6 Ways to Handle Moving Back Home
#1: Discuss Your Expectations
Some of the preparation for your move should happen, if possible before you take up residence in a family member’s home. Keep a written record of what is decided. Here are some of the questions to ask when you are moving back home:
- Are you expected to pay rent? If so, how much can you afford?
- Does your rent include utilities?
- Are your family members expecting you to contribute to the household in other ways?
- How will the grocery bill be divided?
- Are you expected to adhere to house rules – if you are living with your parents, do they expect you to let them know where you are?
It’s good to know your financial and domestic responsibilities ahead of time. If you can’t do it before you move in, schedule a meeting as soon as possible after you arrive.
If you’re not paying rent, be sure to ask how you can contribute to the household in such a way that will help everyone feel like you are doing your fair share. This is important because someone may expect you to do all the cleaning, yard work, or cooking, and your schedule may not leave you time for that. You should clarify expectations.
#2: Set Boundaries
The next step is to set some healthy emotional and physical boundaries. If you’re living with your parents, for example, it’s reasonable to tell them that you expect your room to be private. They should ask before they enter. Likewise, it’s reasonable for them to ask you to be quiet at night or in the early mornings.

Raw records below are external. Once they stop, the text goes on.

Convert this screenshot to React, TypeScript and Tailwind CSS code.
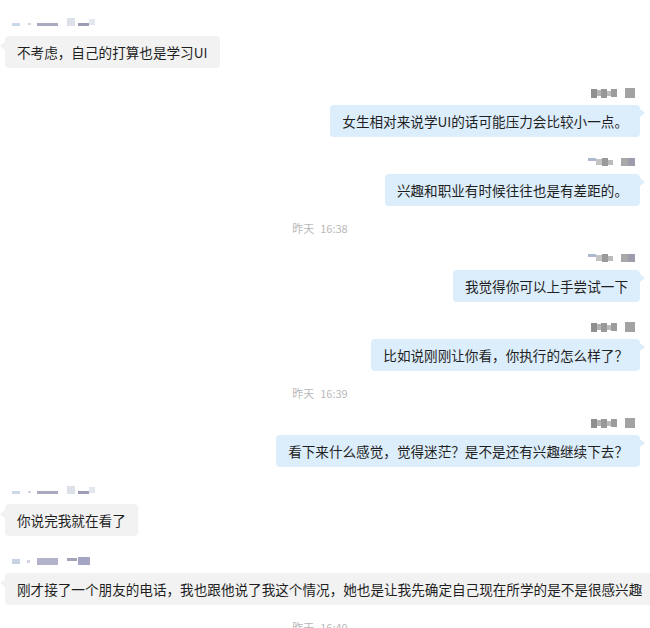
import React from "react";

type Block = { w: number; h: number; c: string; ml?: number; dy?: number };

const leftA: Block[] = [
  { w: 8, h: 3, c: "#c9d9ea", ml: 12 },
  { w: 3, h: 2, c: "#d2d6e2", ml: 8 },
  { w: 21, h: 3, c: "#a9a9c0", ml: 6 },
  { w: 8, h: 8, c: "#dde1ea", ml: 9, dy: -2 },
  { w: 11, h: 3, c: "#9d9db6", ml: 3 },
  { w: 6, h: 6, c: "#e3e7ef", ml: 0, dy: -2 },
];

const leftB: Block[] = [
  { w: 8, h: 5, c: "#c5d3e3", ml: 12 },
  { w: 3, h: 3, c: "#d0d4e0", ml: 7 },
  { w: 21, h: 7, c: "#b2b3cb", ml: 7 },
  { w: 10, h: 3, c: "#a3a4b8", ml: 9, dy: -2 },
  { w: 12, h: 8, c: "#a3a5c3", ml: 1 },
];

const rightA: Block[] = [
  { w: 6, h: 9, c: "#8f8f8f" },
  { w: 4, h: 6, c: "#b4b4b4" },
  { w: 6, h: 9, c: "#999999" },
  { w: 4, h: 5, c: "#bcbcbc" },
  { w: 6, h: 8, c: "#9c9c9c" },
  { w: 10, h: 10, c: "#a2a2a2", ml: 8 },
];

const rightB: Block[] = [
  { w: 8, h: 3, c: "#aeb8cc", dy: -3 },
  { w: 6, h: 6, c: "#c3c3c3" },
  { w: 6, h: 8, c: "#9a9a9a" },
  { w: 5, h: 5, c: "#bbbbbb" },
  { w: 7, h: 8, c: "#a8a8a8", ml: 8 },
  { w: 7, h: 8, c: "#9c9cab" },
];

function Mosaic({ blocks }: { blocks: Block[] }) {
  return (
    <div className="flex h-[14px] items-center blur-[0.6px]">
      {blocks.map((b, i) => (
        <div
          key={i}
          style={{
            width: b.w,
            height: b.h,
            background: b.c,
            marginLeft: b.ml ?? 0,
            transform: b.dy ? `translateY(${b.dy}px)` : undefined,
          }}
        />
      ))}
    </div>
  );
}

function LeftMsg({ name, text, wide }: { name: Block[]; text: string; wide?: boolean }) {
  return (
    <div className="flex flex-col items-start">
      <Mosaic blocks={name} />
      <div className={`relative ml-[5px] mt-[5px] flex h-[32px] items-center whitespace-nowrap rounded-[4px] bg-[#f2f2f2] px-[12px] text-[13.6px] text-[#1f1f1f] ${wide ? "shrink-0" : ""}`}>
        <div className="absolute -left-[5px] top-[6px] h-0 w-0 border-y-[4px] border-r-[5px] border-y-transparent border-r-[#f2f2f2]" />
        {text}
      </div>
    </div>
  );
}

function RightMsg({ name, text }: { name: Block[]; text: string }) {
  return (
    <div className="flex flex-col items-end pr-[10px]">
      <div className="pr-[5px]">
        <Mosaic blocks={name} />
      </div>
      <div className="relative mt-[5px] flex h-[32px] items-center whitespace-nowrap rounded-[4px] bg-[#dcedfb] px-[12px] text-[13.6px] text-[#1f1f1f]">
        <div className="absolute -right-[5px] top-[4px] h-0 w-0 border-y-[4px] border-l-[5px] border-y-transparent border-l-[#dcedfb]" />
        {text}
      </div>
    </div>
  );
}

function Stamp({ time }: { time: string }) {
  return (
    <div className="mb-[15px] mt-[14px] flex h-[16px] items-center justify-center pr-[10px] text-[11px] text-[#b9b9b9]">
      <span>昨天</span>
      <span className="ml-[6px]">{time}</span>
    </div>
  );
}

export default function App() {
  return (
    <div
      className="flex h-[628px] w-[650px] flex-col overflow-hidden bg-white pt-[17px]"
      style={{ fontFamily: '"Noto Sans CJK SC", "Noto Sans", sans-serif' }}
    >
      <LeftMsg name={leftA} text="不考虑，自己的打算也是学习UI" />
      <div className="h-[18px] shrink-0" />
      <RightMsg name={rightA} text="女生相对来说学UI的话可能压力会比较小一点。" />
      <div className="h-[18px] shrink-0" />
      <RightMsg name={rightB} text="兴趣和职业有时候往往也是有差距的。" />
      <Stamp time="16:38" />
      <RightMsg name={rightB} text="我觉得你可以上手尝试一下" />
      <div className="h-[18px] shrink-0" />
      <RightMsg name={rightA} text="比如说刚刚让你看，你执行的怎么样了？" />
      <Stamp time="16:39" />
      <RightMsg name={rightA} text="看下来什么感觉，觉得迷茫？是不是还有兴趣继续下去？" />
      <div className="h-[18px] shrink-0" />
      <LeftMsg name={leftA} text="你说完我就在看了" />
      <div className="h-[18px] shrink-0" />
      <LeftMsg name={leftB} text="刚才接了一个朋友的电话，我也跟他说了我这个情况，她也是让我先确定自己现在所学的是不是很感兴趣" wide />
      <Stamp time="16:40" />
    </div>
  );
}
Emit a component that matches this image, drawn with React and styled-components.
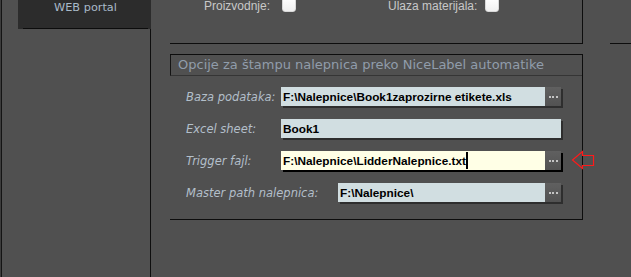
import React from "react";
import styled, { createGlobalStyle } from "styled-components";

const GlobalStyle = createGlobalStyle`
  html, body { margin: 0; padding: 0; background: #505050; overflow: hidden; }
  #root { width: 631px; height: 277px; }
`;

const Screen = styled.div`
  display: flex;
  width: 631px;
  height: 277px;
  background: #505050;
  overflow: hidden;
  box-shadow: inset 1px 0 0 #3c3c3c;
`;

const Sidebar = styled.aside`
  box-sizing: border-box;
  width: 150px;
  margin-left: 1px;
  border-left: 1px solid #141414;
  border-right: 1px solid #0e0e0e;
  padding-left: 16px;
  flex-shrink: 0;
`;

const Tab = styled.div`
  box-sizing: border-box;
  width: 133px;
  height: 29px;
  background: #2c2c2c;
  padding: 0 3px 0 5px;
`;

const TabInner = styled.div`
  box-sizing: border-box;
  height: 29px;
  border-bottom: 1px solid #0c0c0c;
  padding-top: 1px;
  text-align: center;
  font-family: "DejaVu Sans", Verdana, sans-serif;
  font-size: 11.3px;
  line-height: 14px;
  color: #a9bac9;
  margin-bottom: 1px;
`;

const Main = styled.main`
  flex: 1;
  padding-left: 19px;
  display: flex;
  flex-direction: column;
`;

const TopRow = styled.div`
  display: flex;
  height: 44px;
`;

const TopGroup = styled.div`
  box-sizing: border-box;
  width: 413px;
  height: 44px;
  border-right: 1px solid #0d0d0d;
  border-bottom: 1px solid #0d0d0d;
  padding-left: 34px;
  display: flex;
  align-items: flex-start;
`;

const RightStub = styled.div`
  box-sizing: border-box;
  flex: 1;
  margin-left: 27px;
  height: 44px;
  border-bottom: 1px solid #0d0d0d;
`;

const CheckItem = styled.div`
  display: flex;
  align-items: center;
  height: 14px;
  margin-top: -1px;
  margin-left: ${(p) => p.$offset || 0}px;
  gap: 4px;
`;

const CheckLabel = styled.span`
  width: ${(p) => p.$width}px;
  font-family: "Liberation Sans", Arial, sans-serif;
  font-size: 12px;
  line-height: 14px;
  color: #c8c8c8;
  white-space: nowrap;
`;

const CheckBox = styled.span`
  box-sizing: border-box;
  width: 14px;
  height: 15px;
  margin-top: -3px;
  border-radius: 3px;
  background: linear-gradient(#ffffff, #f0f0f0);
  border: 1px solid #d8d8d8;
`;

const Group = styled.section`
  box-sizing: border-box;
  width: 413px;
  height: 166px;
  margin-top: 10px;
  border-top: 1px solid #0d0d0d;
  border-right: 1px solid #0d0d0d;
  border-bottom: 1px solid #0d0d0d;
`;

const Caption = styled.div`
  box-sizing: border-box;
  height: 21px;
  border-left: 1px solid #141414;
  border-bottom: 1px solid #353535;
  padding-left: 7px;
  font-family: "DejaVu Sans", Verdana, sans-serif;
  font-size: 13px;
  line-height: 20px;
  color: #909dab;
  white-space: nowrap;
`;

const Rows = styled.div`
  display: flex;
  flex-direction: column;
  gap: 13px;
  padding: 11px 0 0 16px;
`;

const Row = styled.div`
  display: flex;
  align-items: center;
  height: 19px;
`;

const Label = styled.span`
  width: ${(p) => p.$width}px;
  flex-shrink: 0;
  font-family: "DejaVu Sans", Verdana, sans-serif;
  font-style: italic;
  font-size: 11.5px;
  color: #b3bfca;
  white-space: nowrap;
`;

const FieldWrap = styled.div`
  display: flex;
  flex-shrink: 0;
  width: ${(p) => p.$width}px;
  height: 19px;
  box-shadow: 2px 2px 0 ${(p) => (p.$focused ? "#000000" : "#2e2e2e")};
`;

const Field = styled.div`
  flex: 1;
  display: flex;
  align-items: center;
  padding-left: 2px;
  background: ${(p) => (p.$focused ? "#ffffe6" : "#d1dee1")};
  font-family: "Liberation Sans", Arial, sans-serif;
  font-weight: bold;
  font-size: 11.8px;
  color: #000;
  white-space: nowrap;
  overflow: hidden;
`;

const Caret = styled.span`
  display: inline-block;
  width: 2px;
  height: 17px;
  background: #000;
`;

const Browse = styled.div`
  width: 16px;
  display: flex;
  align-items: center;
  justify-content: center;
  gap: 1.5px;
  background: linear-gradient(#606060, #525252);
`;

const Dot = styled.span`
  width: 2px;
  height: 2px;
  background: #c4c4c4;
`;

const ArrowSlot = styled.span`
  flex: none;
  display: block;
  width: 26px;
  height: 21px;
  margin-left: 9px;
  margin-top: -1px;
`;

function BrowseButton() {
  return (
    <Browse>
      <Dot />
      <Dot />
      <Dot />
    </Browse>
  );
}

function RedArrow() {
  return (
    <ArrowSlot>
      <svg width="26" height="21" style={{ display: "block", overflow: "visible" }}>
        <path
          d="M2.5 10 L12.5 1.5 L12.5 5.5 L23.5 5.5 L23.5 15.5 L12.5 15.5 L12.5 18.5 Z"
          fill="none"
          stroke="#ff1a1a"
          strokeWidth="1.2"
        />
      </svg>
    </ArrowSlot>
  );
}

export default function App() {
  return (
    <>
      <GlobalStyle />
      <Screen>
        <Sidebar>
          <Tab>
            <TabInner>WEB portal</TabInner>
          </Tab>
        </Sidebar>
        <Main>
          <TopRow>
            <TopGroup>
              <CheckItem>
                <CheckLabel $width={74}>Proizvodnje:</CheckLabel>
                <CheckBox />
              </CheckItem>
              <CheckItem $offset={92}>
                <CheckLabel $width={93}>Ulaza materijala:</CheckLabel>
                <CheckBox />
              </CheckItem>
            </TopGroup>
            <RightStub />
          </TopRow>
          <Group>
            <Caption>Opcije za štampu nalepnica preko NiceLabel automatike</Caption>
            <Rows>
              <Row>
                <Label $width={95}>Baza podataka:</Label>
                <FieldWrap $width={280}>
                  <Field>F:\Nalepnice\Book1zaprozirne etikete.xls</Field>
                  <BrowseButton />
                </FieldWrap>
              </Row>
              <Row>
                <Label $width={95}>Excel sheet:</Label>
                <FieldWrap $width={280}>
                  <Field>Book1</Field>
                </FieldWrap>
              </Row>
              <Row>
                <Label $width={95}>Trigger fajl:</Label>
                <FieldWrap $width={280} $focused>
                  <Field $focused>
                    F:\Nalepnice\LidderNalepnice.txt
                    <Caret />
                  </Field>
                  <BrowseButton />
                </FieldWrap>
                <RedArrow />
              </Row>
              <Row>
                <Label $width={152}>Master path nalepnica:</Label>
                <FieldWrap $width={223}>
                  <Field>F:\Nalepnice\</Field>
                  <BrowseButton />
                </FieldWrap>
              </Row>
            </Rows>
          </Group>
        </Main>
      </Screen>
    </>
  );
}
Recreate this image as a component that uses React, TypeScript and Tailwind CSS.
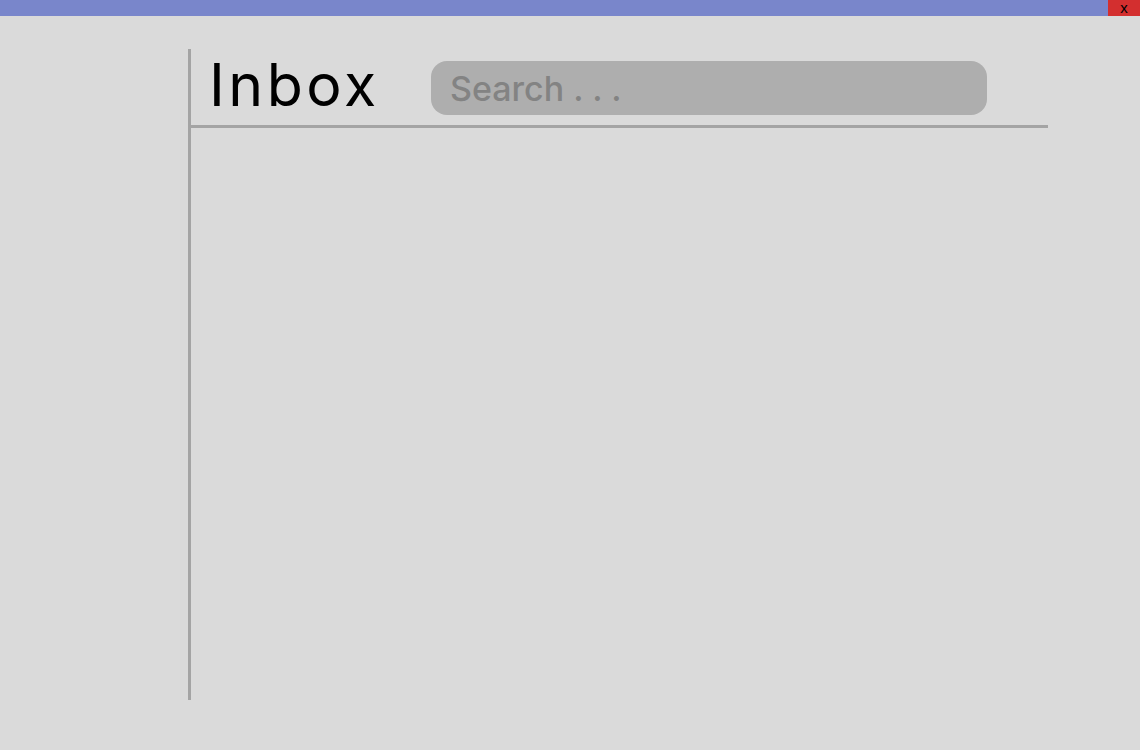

You may also want to specify which topics are out of bounds. Sometimes, adults who move back in with their parents find that their parents want to intrude in their personal lives in a way that’s uncomfortable. Spend some time thinking about your feelings and make sure to articulate them.
#3: Plan Your Exit Strategy
Moving home with your parents or into another relative’s house has the potential to be demoralizing. One way to combat any feelings of depression or loss is to move in with a plan to move out.
That means looking for a job if you don’t have one, saving as much money as possible, and creating a timeline for when you want to be back on your feet.
#4: Put Your Agreement in Writing
It might seem unnecessary to formalize your living arrangements with family members, but doing it can help you avoid misunderstandings. Even a brief document that outlines your financial and domestic responsibilities can help you live in harmony.
If you feel that you’re likely to clash over personal issues, you may want to formalize those too. That way, all parties can refer to the written document if there are issues to be resolved.
#5: Behave Like a Guest
When an adult child moves in with their parents, it’s easy for all parties to fall back on old patterns of behavior. Your mom may want to feed you every night, but that doesn’t mean that you need to let her.
It can help your mindset if you think of yourself as a guest in their home. Spend time outside of the house, offer to help around the house, and remember that the living arrangement probably isn’t ideal for them either. Approaching your situation with gratitude can go a long way toward making it manageable.
#6: Establish Your Space
In some cases, there is little space when you are moving back home, and that is when self-storage comes in handy. Perhaps you can afford to rent a storage unit and keep your extra belongings there. Maybe your family has a few things that could be put there as well to give everyone more space.
Moving back in with your parents poses a real challenge, but the five tips we’ve outlined here can help you cope – and get back on your feet again as quickly as possible.